WHAT NEEDS TO BE DONE
Pull out all lines from the listing below in which the word "React" appears.

+ + + + + + +

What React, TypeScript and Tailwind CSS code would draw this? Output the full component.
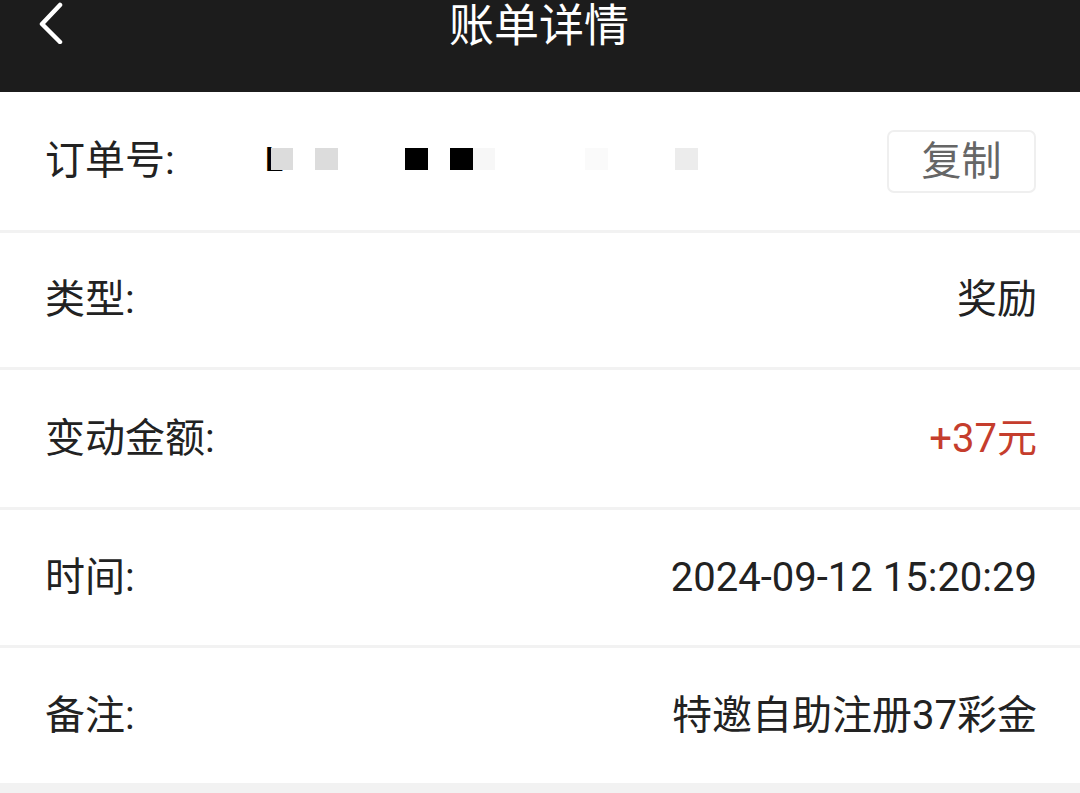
import React from "react";

const font = { fontFamily: 'Roboto, "Noto Sans CJK SC", sans-serif' };

function Row({ label, children, h }: { label: string; children?: React.ReactNode; h: string }) {
  return (
    <div className={`flex items-center justify-between bg-white pl-[45px] pr-[43px] ${h}`}>
      <span className="text-[40px] leading-none text-[#222]">{label}</span>
      {children}
    </div>
  );
}

export default function App() {
  return (
    <div className="w-[1080px] h-[793px] bg-[#f2f2f2] overflow-hidden" style={font}>
      <div className="relative h-[92px] bg-[#1c1c1c] flex justify-center">
        <svg className="absolute left-[36px] top-[2px]" width="30" height="42" viewBox="0 0 30 42">
          <path d="M24 3 L6 22 L24 40" fill="none" stroke="#fff" strokeWidth="4.5" strokeLinecap="round" strokeLinejoin="round" />
        </svg>
        <span className="text-[45px] leading-none text-white mt-[4px] ml-[-2px]">账单详情</span>
      </div>
      <div className="flex flex-col gap-[3px]">
        <div className="flex items-center bg-white pl-[45px] pr-[44px] h-[138px]">
          <span className="text-[40px] leading-none text-[#222]">订单号:</span>
          <div className="relative ml-[90px] flex items-center h-[30px] w-[450px]">
            <span className="absolute left-0 top-[-4px] text-[34px] font-medium leading-none text-black">L</span>
            <div className="absolute left-[6px] top-[2px] w-[22px] h-[22px] bg-[#dcdcdc]" />
            <div className="absolute left-[50px] top-[2px] w-[23px] h-[22px] bg-[#dcdcdc]" />
            <div className="absolute left-[140px] top-[2px] w-[23px] h-[22px] bg-black" />
            <div className="absolute left-[185px] top-[2px] w-[23px] h-[22px] bg-black" />
            <div className="absolute left-[208px] top-[2px] w-[22px] h-[22px] bg-[#f7f7f7]" />
            <div className="absolute left-[320px] top-[2px] w-[23px] h-[22px] bg-[#fafafa]" />
            <div className="absolute left-[410px] top-[2px] w-[23px] h-[22px] bg-[#ececec]" />
          </div>
          <div className="ml-auto flex items-center justify-center w-[149px] h-[63px] border-2 border-[#efefef] rounded-[7px] mt-[1px]">
            <span className="text-[40px] leading-none text-[#666]">复制</span>
          </div>
        </div>
        <Row label="类型:" h="h-[134px]">
          <span className="text-[40px] leading-none text-[#222]">奖励</span>
        </Row>
        <Row label="变动金额:" h="h-[137px]">
          <span className="text-[40px] leading-none text-[#c53d2d]">+37元</span>
        </Row>
        <Row label="时间:" h="h-[135px]">
          <span className="text-[40px] leading-none text-[#222]">2024-09-12 15:20:29</span>
        </Row>
        <Row label="备注:" h="h-[135px]">
          <span className="text-[40px] leading-none text-[#222]">特邀自助注册37彩金</span>
        </Row>
      </div>
    </div>
  );
}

+ + + + + + +

TASK OUTPUT
What React, TypeScript and Tailwind CSS code would draw this? Output the full component.
import React from "react";
function Row({ label, children, h }: { label: string; children?: React.ReactNode; h: string }) {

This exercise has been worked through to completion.